─── Available records ───
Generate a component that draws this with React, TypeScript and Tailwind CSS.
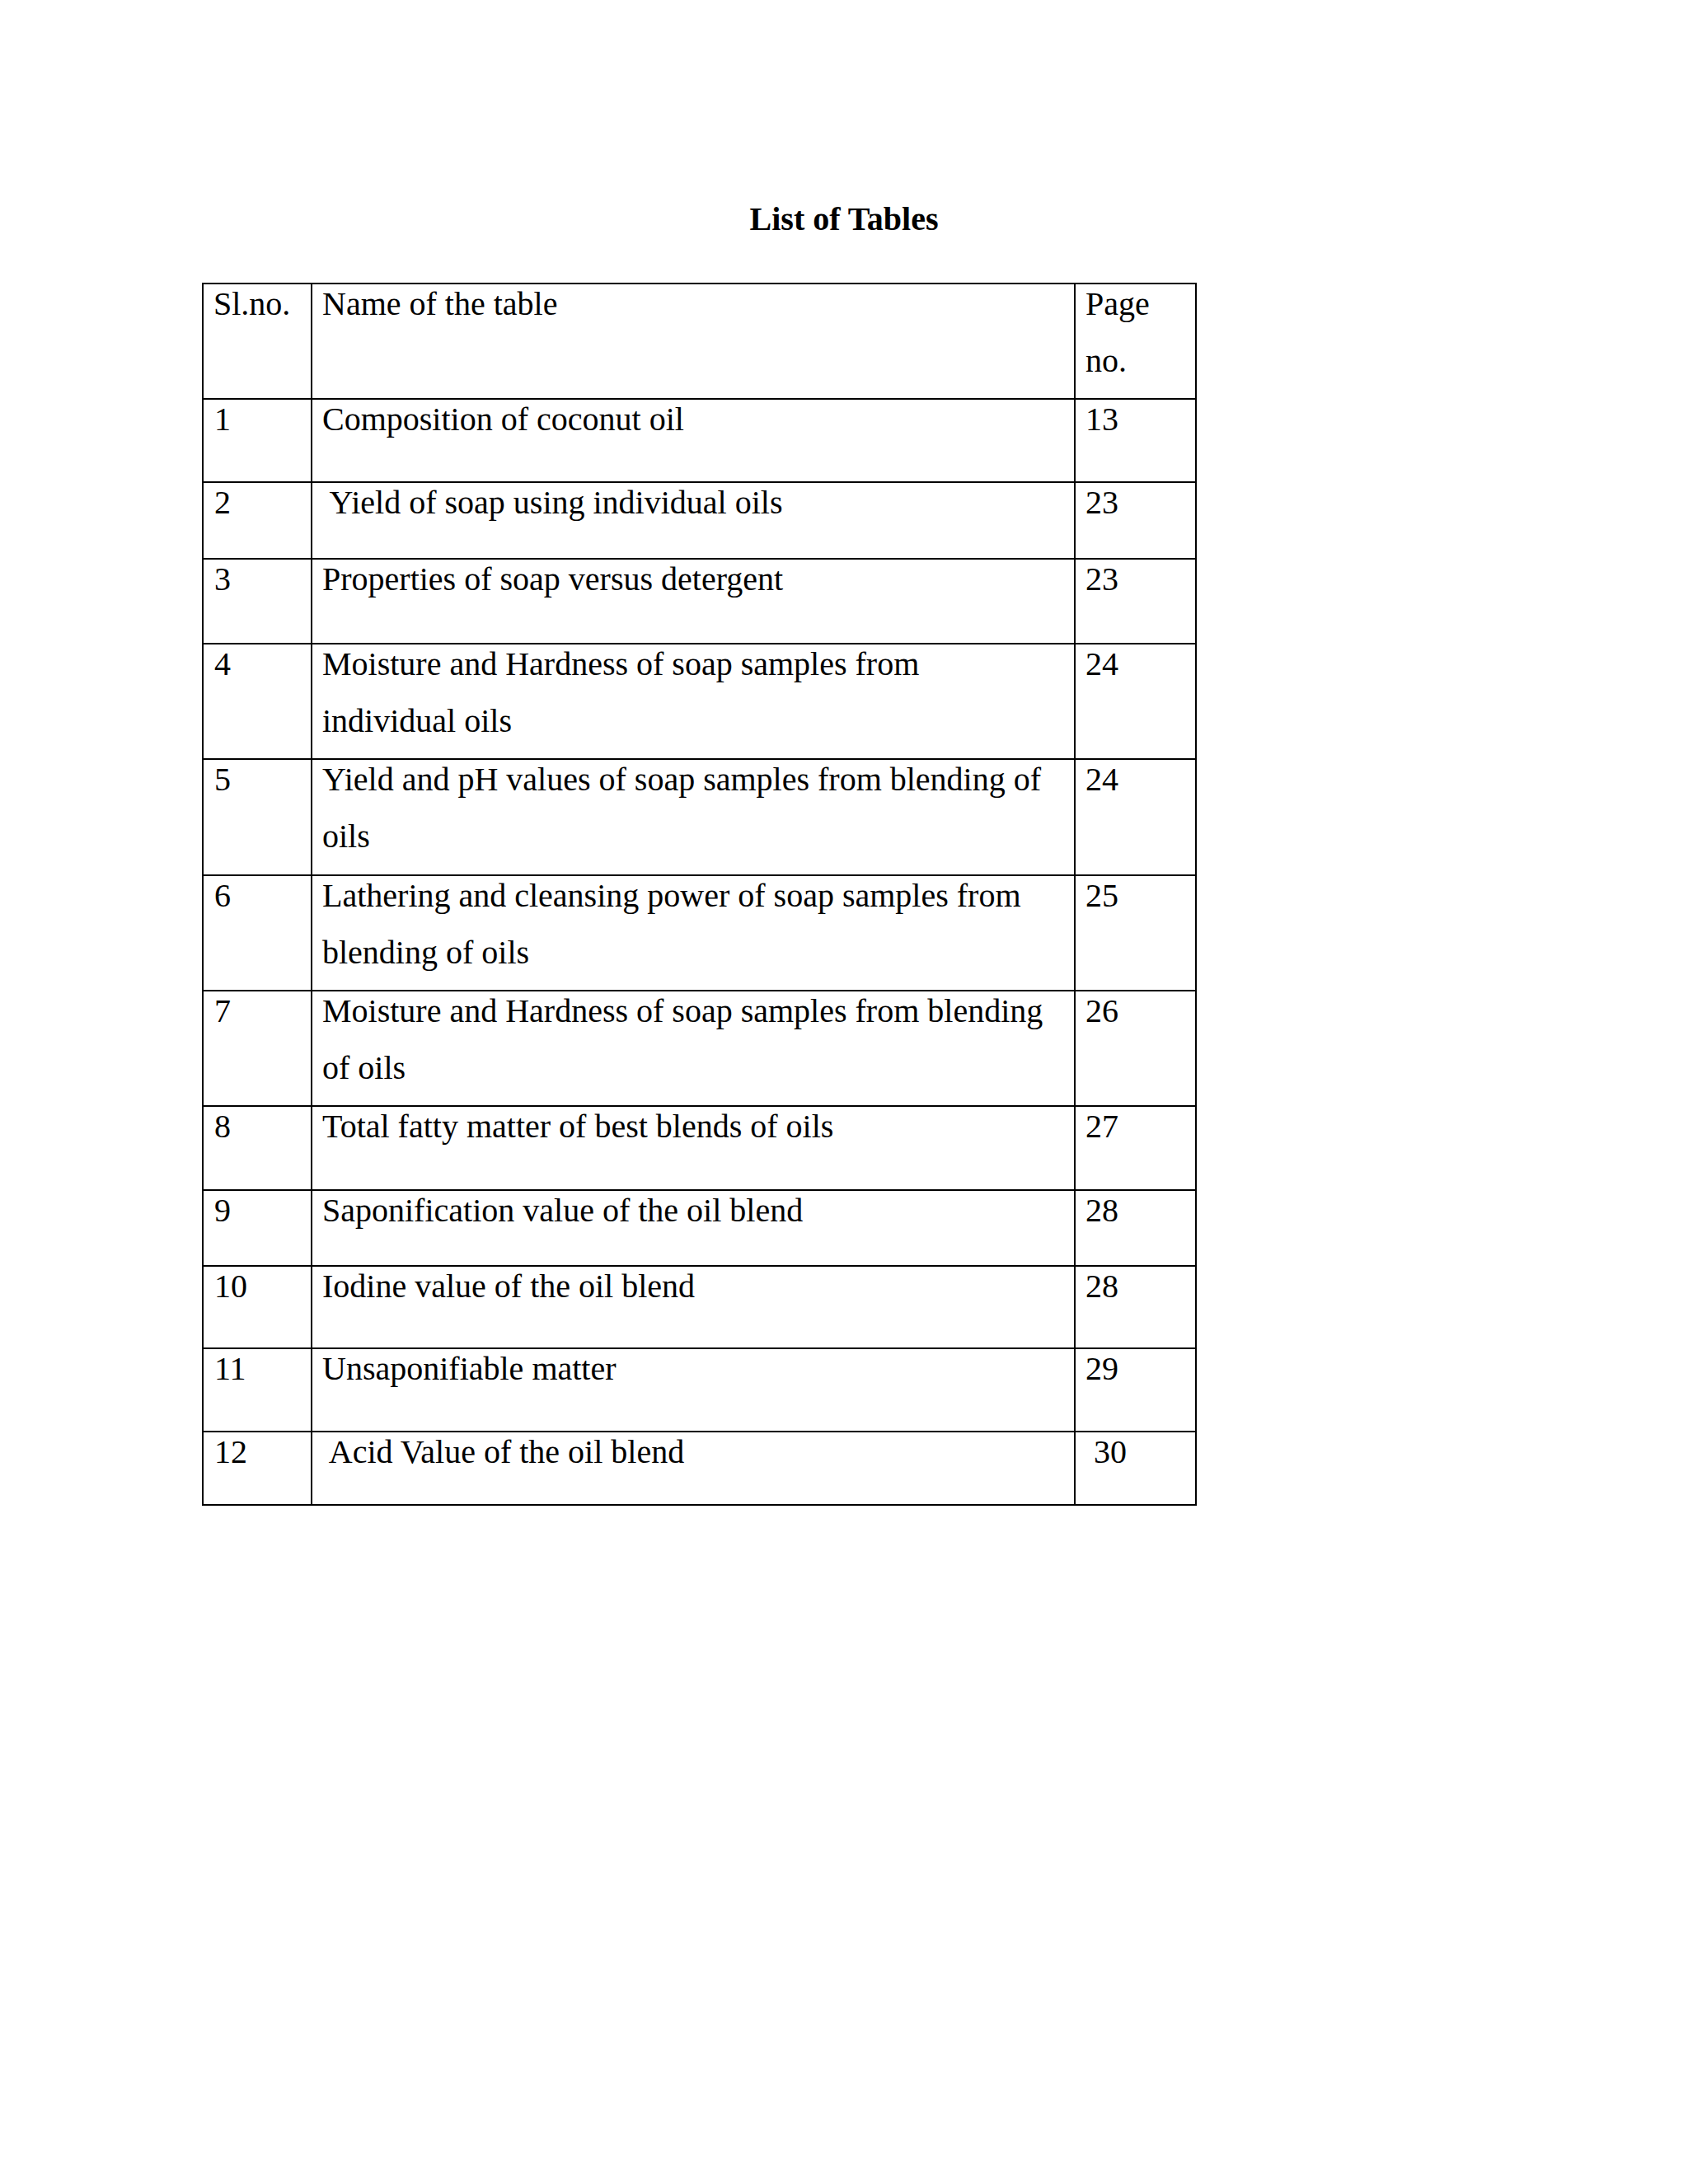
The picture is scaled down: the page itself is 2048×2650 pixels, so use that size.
import React from "react";

type Row = { n: string; name: string[]; page: string; h: string };

const rows: Row[] = [
  { n: "1", name: ["Composition of coconut oil"], page: "13", h: "h-[101px]" },
  { n: "2", name: [" Yield of soap using individual oils"], page: "23", h: "h-[93px]" },
  { n: "3", name: ["Properties of soap versus detergent"], page: "23", h: "h-[103px]" },
  { n: "4", name: ["Moisture and Hardness of soap samples from", "individual oils"], page: "24", h: "h-[140px]" },
  { n: "5", name: ["Yield and pH values of soap samples from blending of", "oils"], page: "24", h: "h-[141px]" },
  { n: "6", name: ["Lathering and cleansing power of soap samples from", "blending of oils"], page: "25", h: "h-[140px]" },
  { n: "7", name: ["Moisture and Hardness of soap samples from blending", "of oils"], page: "26", h: "h-[140px]" },
  { n: "8", name: ["Total fatty matter of best blends of oils"], page: "27", h: "h-[102px]" },
  { n: "9", name: ["Saponification value of the oil blend"], page: "28", h: "h-[92px]" },
  { n: "10", name: ["Iodine value of the oil blend"], page: "28", h: "h-[100px]" },
  { n: "11", name: ["Unsaponifiable matter"], page: "29", h: "h-[101px]" },
  { n: "12", name: [" Acid Value of the oil blend"], page: " 30", h: "h-[87px]" },
];

function Cell({ lines, className }: { lines: string[]; className: string }) {
  return (
    <div className={className}>
      <div className="-mt-[10px] whitespace-pre leading-[68.5px]">
        {lines.map((l, i) => (
          <div key={i}>{l}</div>
        ))}
      </div>
    </div>
  );
}

export default function App() {
  return (
    <div
      className="min-h-[2650px] w-[2048px] bg-white pt-[246px] text-black text-[40px]"
      style={{ fontFamily: '"Liberation Serif", "Times New Roman", serif' }}
    >
      <div className="text-center font-bold leading-[40px]">List of Tables</div>
      <div className="ml-[245px] mt-[57px] w-[1207px] border-2 border-black">
        <div className="flex h-[140px] border-b-2 border-black">
          <Cell lines={["Sl.no."]} className="w-[132px] shrink-0 border-r-2 border-black pl-[12px]" />
          <Cell lines={["Name of the table"]} className="w-[926px] shrink-0 border-r-2 border-black pl-[12px]" />
          <Cell lines={["Page", "no."]} className="flex-1 pl-[12px]" />
        </div>
        {rows.map((r, i) => (
          <div
            key={r.n}
            className={`flex ${r.h} ${i < rows.length - 1 ? "border-b-2 border-black" : ""}`}
          >
            <Cell lines={[r.n]} className="w-[132px] shrink-0 border-r-2 border-black pl-[13px]" />
            <Cell lines={r.name} className="w-[926px] shrink-0 border-r-2 border-black pl-[12px]" />
            <Cell lines={[r.page]} className="flex-1 pl-[12px]" />
          </div>
        ))}
      </div>
    </div>
  );
}
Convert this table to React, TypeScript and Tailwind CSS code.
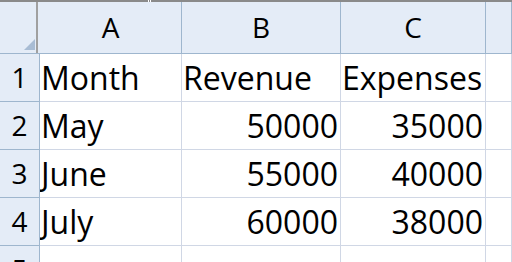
import type { ReactNode } from 'react';

const rows = [
  ['Month', 'Revenue', 'Expenses'],
  ['May', '50000', '35000'],
  ['June', '55000', '40000'],
  ['July', '60000', '38000'],
];

const font = { fontFamily: '"Open Sans", "Liberation Sans", sans-serif' };

function HeadCell({ children }: { children?: ReactNode }) {
  return (
    <div className="h-[52px] border-r border-b border-[#9eb6ce] bg-[#e4ecf7] text-center text-[28px] leading-[51px] text-black">
      {children}
    </div>
  );
}

function RowNum({ n }: { n: number }) {
  return (
    <div className="h-[48px] border-r border-b border-[#9eb6ce] bg-[#e4ecf7] text-center text-[28px] leading-[47px] text-black">
      {n}
    </div>
  );
}

function Cell({ children, right }: { children?: ReactNode; right?: boolean }) {
  return (
    <div
      className={`h-[48px] overflow-hidden whitespace-nowrap border-r border-b border-[#d0d7e5] bg-white text-[32px] leading-[47px] text-black ${
        right ? 'pr-[2px] text-right' : 'pl-px text-left'
      }`}
    >
      {children}
    </div>
  );
}

export default function App() {
  return (
    <div className="h-[262px] w-[512px] overflow-hidden bg-white" style={font}>
      {/* split bar */}
      <div className="relative h-[2px] bg-[#8a8a8a]">
        <div className="absolute left-[148px] top-0 h-[2px] w-px bg-white" />
        <div className="absolute left-[150px] top-0 h-[2px] w-px bg-white" />
      </div>
      <div className="grid grid-cols-[40px_142px_159px_145px_1fr]">
        {/* corner */}
        <div className="relative h-[52px] border-b border-[#9eb6ce] bg-[#e4ecf7]">
          <div className="absolute right-0 top-0 h-full w-[4px] border-l-2 border-[#a0a0a0] bg-[#e4ecf7]" />
          <div className="absolute bottom-[3px] right-[5px] h-0 w-0 border-b-[11px] border-l-[11px] border-b-[#a8bcd4] border-l-transparent" />
        </div>
        <HeadCell>A</HeadCell>
        <HeadCell>B</HeadCell>
        <HeadCell>C</HeadCell>
        <HeadCell />

        {rows.map((r, i) => (
          <div key={i} className="contents">
            <RowNum n={i + 1} />
            <Cell>{r[0]}</Cell>
            <Cell right={i > 0}>{r[1]}</Cell>
            <Cell right={i > 0}>{r[2]}</Cell>
            <Cell />
          </div>
        ))}
        <RowNum n={5} />
        <Cell />
        <Cell />
        <Cell />
        <Cell />
      </div>
    </div>
  );
}
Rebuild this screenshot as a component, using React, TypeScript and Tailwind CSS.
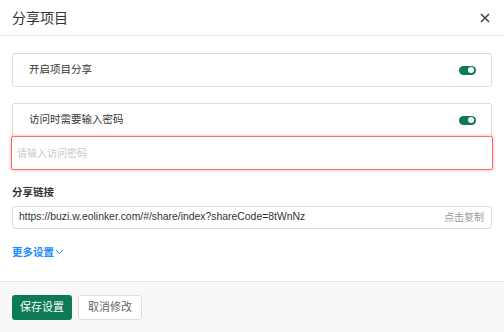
import { useState } from "react"

function Toggle({ on }: { on: boolean }) {
  return (
    <span
      className={`relative inline-flex h-[9px] w-[17px] items-center rounded-full ${
        on ? "bg-[#0b7a55]" : "bg-[#ccc]"
      }`}
    >
      <span
        className={`absolute top-[1.5px] h-[6px] w-[6px] rounded-full bg-white ${
          on ? "right-[2px]" : "left-[2px]"
        }`}
      />
    </span>
  )
}

export default function App() {
  const [shareOn] = useState(true)
  const [pwdOn] = useState(true)
  const url = "https://buzi.w.eolinker.com/#/share/index?shareCode=8tWnNz"

  return (
    <div
      className="flex h-[332px] w-[504px] flex-col bg-white text-[#333]"
      style={{ fontFamily: '"Liberation Sans", "Noto Sans CJK SC", sans-serif' }}
    >
      <div className="flex h-[36px] shrink-0 items-center justify-between border-b border-[#e6e6e6] pl-3 pr-[14px]">
        <span className="text-[14px] leading-none text-[#333]">分享项目</span>
        <svg width="10" height="10" viewBox="0 0 10 10" className="text-[#444]">
          <path d="M1 1L9 9M9 1L1 9" stroke="currentColor" strokeWidth="1.6" />
        </svg>
      </div>

      <div className="flex-1 px-3 pt-[17px]">
        <div className="flex h-[34px] items-center justify-between rounded-[3px] border border-[#dcdcdc] pl-4 pr-[15px]">
          <span className="text-[10.5px]">开启项目分享</span>
          <Toggle on={shareOn} />
        </div>

        <div className="mt-[16px] flex h-[33px] items-center justify-between rounded-t-[3px] border border-b-0 border-[#dcdcdc] pl-4 pr-[15px]">
          <span className="text-[10.5px]">访问时需要输入密码</span>
          <Toggle on={pwdOn} />
        </div>
        <div className="-mx-px flex h-[34px] items-center rounded-[2px] border border-[#f56c6c] px-[5px] shadow-[0_0_3px_rgba(245,108,108,0.7)]">
          <span className="text-[10px] text-[#c8c8c8]">请输入访问密码</span>
        </div>

        <div className="mt-[17px] text-[10.5px] font-bold leading-none text-[#333]">分享链接</div>
        <div className="mt-[8px] flex h-[23px] items-center justify-between rounded-[3px] border border-[#dcdcdc] pl-[6px] pr-[7px]">
          <span className="text-[10.4px] text-[#333]">{url}</span>
          <span className="text-[10px] text-[#999]">点击复制</span>
        </div>

        <div className="mt-[18px] flex items-center gap-[1px] text-[10.5px] font-bold leading-none text-[#1a8cff]">
          <span>更多设置</span>
          <svg width="9" height="6" viewBox="0 0 9 6">
            <path d="M1 1L4.5 4.5L8 1" stroke="currentColor" strokeWidth="1" fill="none" />
          </svg>
        </div>
      </div>

      <div className="flex h-[51px] shrink-0 items-start gap-[6px] border-t border-[#e6e6e6] bg-[#f8f8f8] px-3 pt-[13px]">
        <button className="flex h-[25px] items-center rounded-[3px] bg-[#0b7a55] px-[8px] text-[11px] text-white">
          保存设置
        </button>
        <button className="flex h-[25px] items-center rounded-[3px] border border-[#dcdcdc] bg-white px-[9px] text-[11px] text-[#666]">
          取消修改
        </button>
      </div>
    </div>
  )
}
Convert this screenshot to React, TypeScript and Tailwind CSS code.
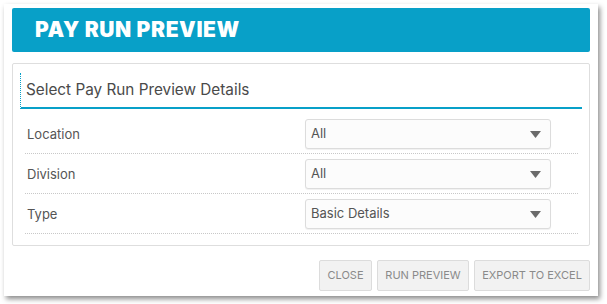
const rows = [
  { label: "Location", value: "All" },
  { label: "Division", value: "All" },
  { label: "Type", value: "Basic Details" },
];

function SelectBox({ value }: { value: string }) {
  return (
    <div className="flex items-center justify-between w-[246px] h-[30px] border border-[#dcdcdc] rounded-[3px] bg-[#fcfcfc] shadow-[0_1px_1px_rgba(0,0,0,0.06)] pl-[5px] pr-[8px]">
      <span className="text-[13px] text-[#555]">{value}</span>
      <svg width="11" height="7" viewBox="0 0 11 7" className="mr-[1px]">
        <polygon points="0,0 11,0 5.5,7" fill="#6b6b6b" />
      </svg>
    </div>
  );
}

export default function App() {
  return (
    <div className="w-[607px] h-[304px] bg-white font-['Inter','Liberation_Sans',sans-serif]">
      <div className="ml-[4px] pt-[4px]">
        <div className="w-[594px] h-[292px] bg-white shadow-[2px_3px_5px_rgba(0,0,0,0.45)] px-[8px] pt-[4px] flex flex-col">
          <div className="h-[44px] bg-[#08a0c8] rounded-[2px] flex items-center pl-[23px]">
            <h1 className="text-white text-[21px] font-black tracking-[0.6px]">PAY RUN PREVIEW</h1>
          </div>

          <div className="mt-[11px] h-[183px] border border-[#dedede] rounded-[2px] px-[7px] pt-[9px]">
            <div className="h-[36px] border-l border-dotted border-l-[#08a0c8] border-b-2 [border-bottom-style:solid] border-b-[#08a0c8] flex items-center pl-[5px]">
              <span className="text-[15.3px] text-[#4a4a4a]">Select Pay Run Preview Details</span>
            </div>
            <div className="mx-[5px] mt-[5px] w-[553px]">
              {rows.map((r) => (
                <div
                  key={r.label}
                  className="flex items-start h-[40px] pt-[5px] border-b border-dotted border-[#c8c8c8]"
                >
                  <span className="w-[280px] pl-[2px] text-[13px] text-[#555] leading-[30px] h-[30px]">{r.label}</span>
                  <SelectBox value={r.value} />
                </div>
              ))}
            </div>
          </div>

          <div className="flex justify-end gap-[5px] mt-[14px]">
            <button className="h-[31px] w-[53px] bg-[#f2f2f2] border border-[#dcdcdc] rounded-[2px] text-[11px] text-[#8a8a8a]">CLOSE</button>
            <button className="h-[31px] w-[92px] bg-[#f2f2f2] border border-[#dcdcdc] rounded-[2px] text-[11px] text-[#8a8a8a]">RUN PREVIEW</button>
            <button className="h-[31px] w-[116px] bg-[#f2f2f2] border border-[#dcdcdc] rounded-[2px] text-[11px] text-[#8a8a8a]">EXPORT TO EXCEL</button>
          </div>
        </div>
      </div>
    </div>
  );
}
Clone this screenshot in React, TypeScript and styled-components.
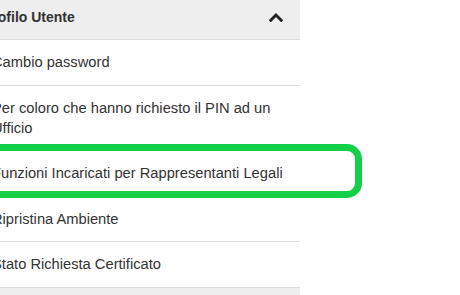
import React from "react";
import styled, { createGlobalStyle } from "styled-components";

const Global = createGlobalStyle`
  html, body { margin: 0; padding: 0; background: #ffffff; }
  body { font-family: "Liberation Sans", Arial, sans-serif; color: #333333; overflow: hidden; }
`;

const Page = styled.div`
  position: relative;
  width: 460px;
  height: 295px;
  overflow: hidden;
`;

const Panel = styled.div`
  margin-left: -30px;
  width: 330px;
`;

const Heading = styled.div`
  display: flex;
  align-items: center;
  justify-content: space-between;
  background: #eeeeee;
  border-bottom: 1px solid #dddddd;
  padding: 7px 17px 12px 13px;
  font-size: 14px;
  line-height: 20px;
  font-weight: bold;
  color: #333333;
`;

const NextHeading = styled(Heading)`
  border-top: 1px solid #dddddd;
  height: 20px;
`;

const List = styled.ul`
  list-style: none;
  margin: 0;
  padding: 0;
`;

const Item = styled.li`
  padding: 12px 8px 12.5px 22px;
  font-size: 14.7px;
  line-height: 20px;
  color: #333333;
  border-bottom: 1px solid #dddddd;
  &:last-child { border-bottom: none; }
`;

const Highlight = styled.div`
  position: absolute;
  left: -20px;
  top: 144px;
  width: 382px;
  height: 54px;
  box-sizing: border-box;
  border: 7px solid #14cf48;
  border-radius: 15px;
  pointer-events: none;
`;

const Chevron = () => (
  <svg width="14" height="10" viewBox="0 0 14 10">
    <path d="M1.8 8.2 L7 3 L12.2 8.2" fill="none" stroke="#222" strokeWidth="3" strokeLinecap="square" />
  </svg>
);

const items = [
  "Cambio password",
  "Per coloro che hanno richiesto il PIN ad un Ufficio",
  "Funzioni Incaricati per Rappresentanti Legali",
  "Ripristina Ambiente",
  "Stato Richiesta Certificato",
];

export default function App() {
  return (
    <Page>
      <Global />
      <Panel>
        <Heading>
          <span>Profilo Utente</span>
          <Chevron />
        </Heading>
        <List>
          {items.map((t) => (
            <Item key={t}>{t}</Item>
          ))}
        </List>
        <NextHeading />
      </Panel>
      <Highlight />
    </Page>
  );
}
───
## What the task requires:
Beginning with the line containing "The picture is" and ending with the line containing "string; name: string[];", extract those lines exactly from the listing above, and only those.

## Finished task:
The picture is scaled down: the page itself is 2048×2650 pixels, so use that size.
import React from "react";

type Row = { n: string; name: string[]; page: string; h: string };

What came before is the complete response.